Hay una cosa que a los países civilizados les sirve para relacionarse pacífica y positivamente con los demás. Se llama diplomacia. Y tiene sus reglas. Y el hecho de que los que no son civilizados, o no lo suficiente, nos las cumplan, no significa que los civilizados no las tengan que cumplir. Así, en relación con el más que probable pucherazo electoral de Nicolás Maduro, Europa, y España en ella, hace lo que puede dentro de los límites de la civilidad y la diplomacia precisamente, poco más que presionar para que el gobierno venezolano publique las actas electorales que acrediten los resultados, y que, por razones que a nadie escapan, se resiste a publicar.
Casi todo el mundo tiene la firme sospecha, cuando no la convicción, de que los resultados de los comicios de julio fueron amañados por el régimen de Maduro. Su negativa a publicar las actas, que lo mismo ya habrá hecho desaparecer, abona ese sospecha y esa convicción, pero sin las actas que lo acrediten como tal no hay, en puridad, ganador, esto es, ganador legal, real, lo cual alude tanto al que por el morro y por su aparato represivo se autoproclamó vencedor, como al que seguramente obtuvo más votos pero carece de la ratificación que proporcionan esas actas que contienen las verdades de los resultados.

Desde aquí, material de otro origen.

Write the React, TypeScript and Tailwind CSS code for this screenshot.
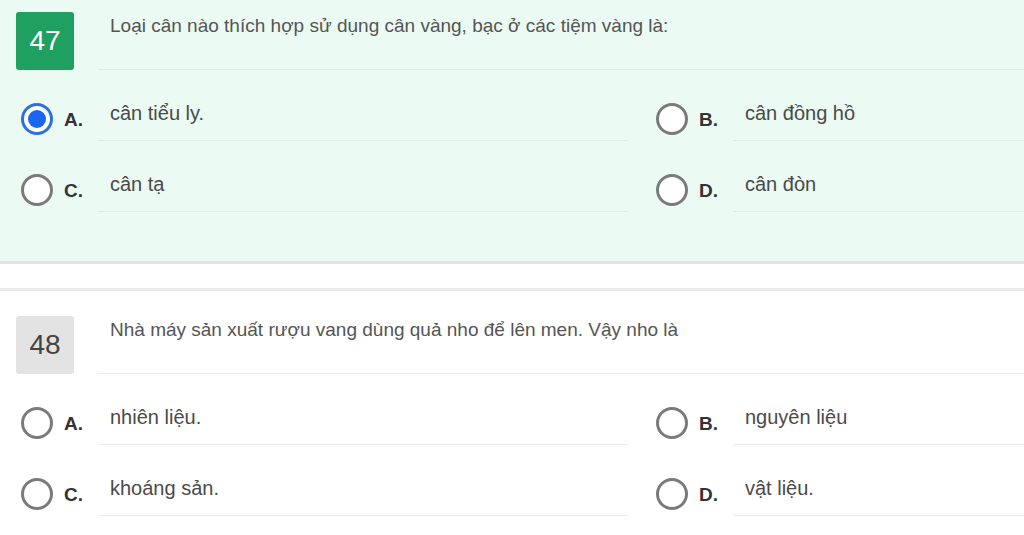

Aunque con algunas diferencias, el caso de Edmundo González se asemeja al de Guaidó, al que algunos países se precipitaron a reconocer como presidente de Venezuela sin haberse presentado a elecciones ningunas siquiera. Edmundo González sí se ha presentado, y puede que las haya ganado, pero la ansiedad de algunos por acabar con el delirante régimen venezolano pretende no sólo lo imposible, sino lo indeseable, reconocerle presidente con todas las de la ley allí donde es baladí reconocerle y donde con ello se suma otro eslabón en la cadena de despropósitos e ilegalidades. ¿Qué puede hacer Europa,o EE.UU., o México, o Chile, o Brasil, para que Maduro reconozca que es un chorizo que robó las elecciones? Poco. Pero España ya ha hecho algo, salvar la cabeza de Edmundo González, que en Venezuela olía a pólvora.